A. L’exigence impérative d’une durée limitée
La Cour énonce clairement que la compatibilité d’une entrave aux libertés du marché intérieur est subordonnée à sa durée, laquelle « ne dépasse pas ce qui est nécessaire afin d’atteindre l’objectif d’intérêt général poursuivi ». Elle souligne que le maintien des mesures espagnoles depuis plus de dix-huit ans, malgré leur caractère officiellement transitoire, est un indice majeur d’une possible disproportion. L’arrêt précise qu’un mécanisme de révision périodique des tarifs ne saurait être assimilé à une limitation de la durée de la mesure elle-même.

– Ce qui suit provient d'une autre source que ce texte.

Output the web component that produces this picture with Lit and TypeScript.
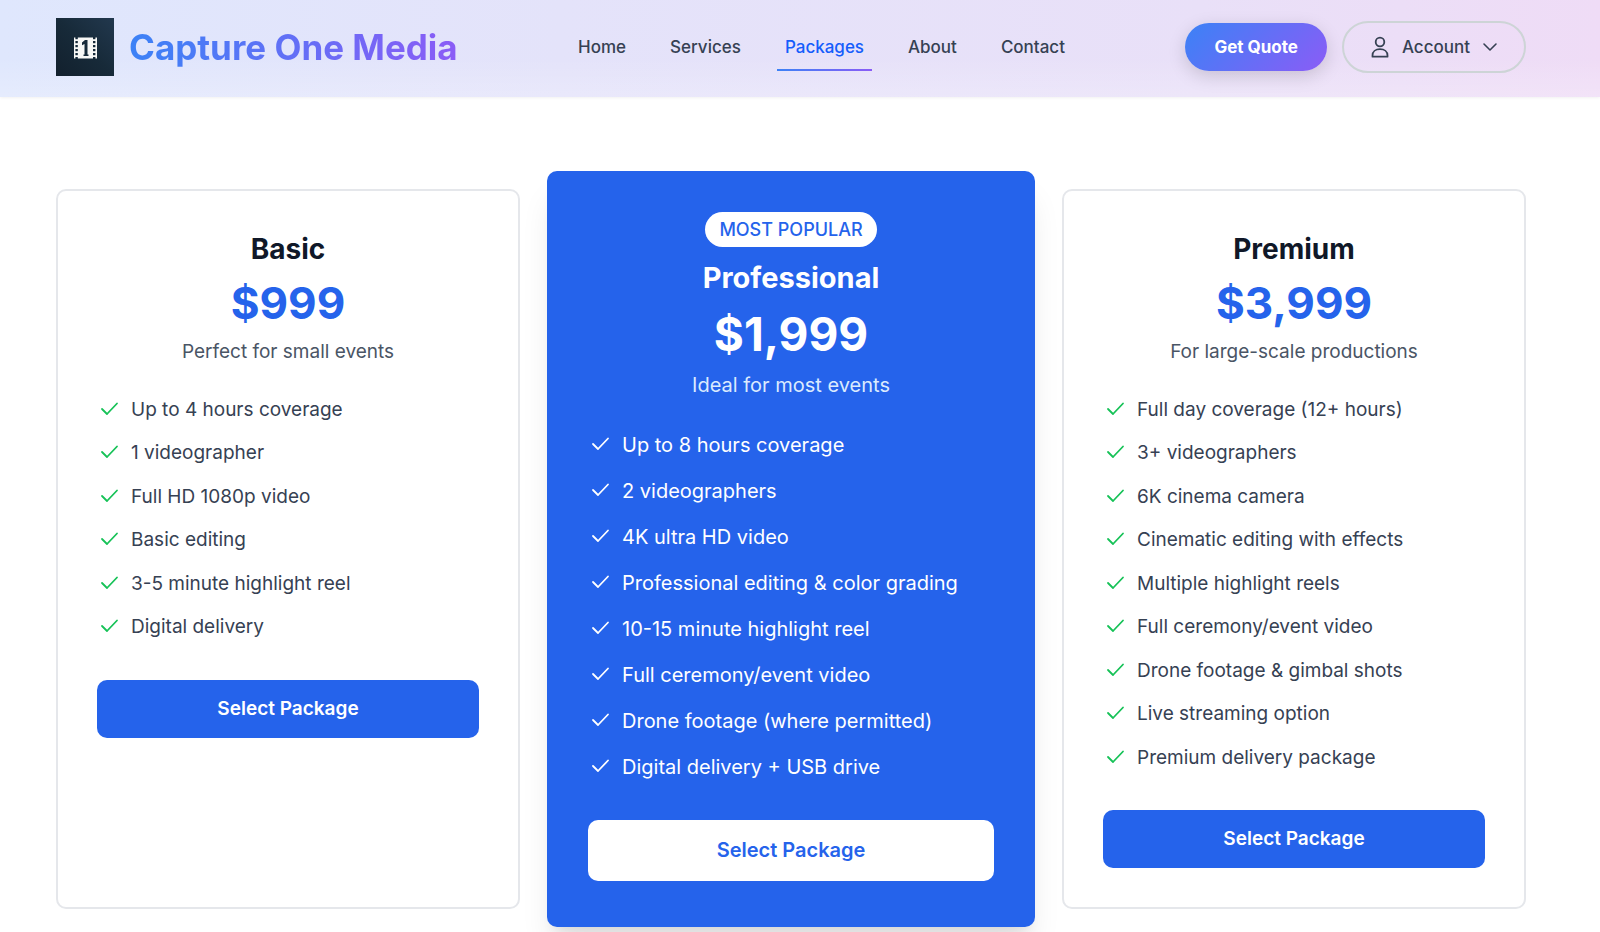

La Cour impose aux autorités nationales une obligation de « réexamen périodique, à des périodes rapprochées, de la nécessité et des modalités de leur intervention, en fonction de l’évolution du marché concerné ». Une intervention conçue comme temporaire ne peut, sans une justification circonstanciée et régulièrement réévaluée, devenir une caractéristique permanente du marché.
B. L’appréciation de la nécessité de la mesure et de ses effets sur le marché
Au-delà de la durée, la Cour demande à la juridiction nationale de vérifier si les mesures ne vont pas au-delà de ce qui est nécessaire. Le fait que le prix réglementé bénéficie à tous les consommateurs domestiques, et non uniquement aux personnes vulnérables, constitue un indice de disproportion. La Cour invite à examiner « la possibilité ainsi que l’opportunité d’adopter des mesures ciblant davantage les consommateurs vulnérables ». De plus, il incombe au juge national de déterminer si le dispositif a pour effet de « geler la situation de faible concurrence en faisant obstacle à l’entrée de nouveaux opérateurs ». Si le prix maximal fixé est substantiellement inférieur aux prix du marché, il peut rendre non rentable l’activité des concurrents et ainsi pérenniser la position de l’opérateur historique, à l’encontre des objectifs de libéralisation du marché intérieur. La solution de la Cour impose donc une analyse économique fine des effets réels des mesures sur la structure concurrentielle du secteur concerné.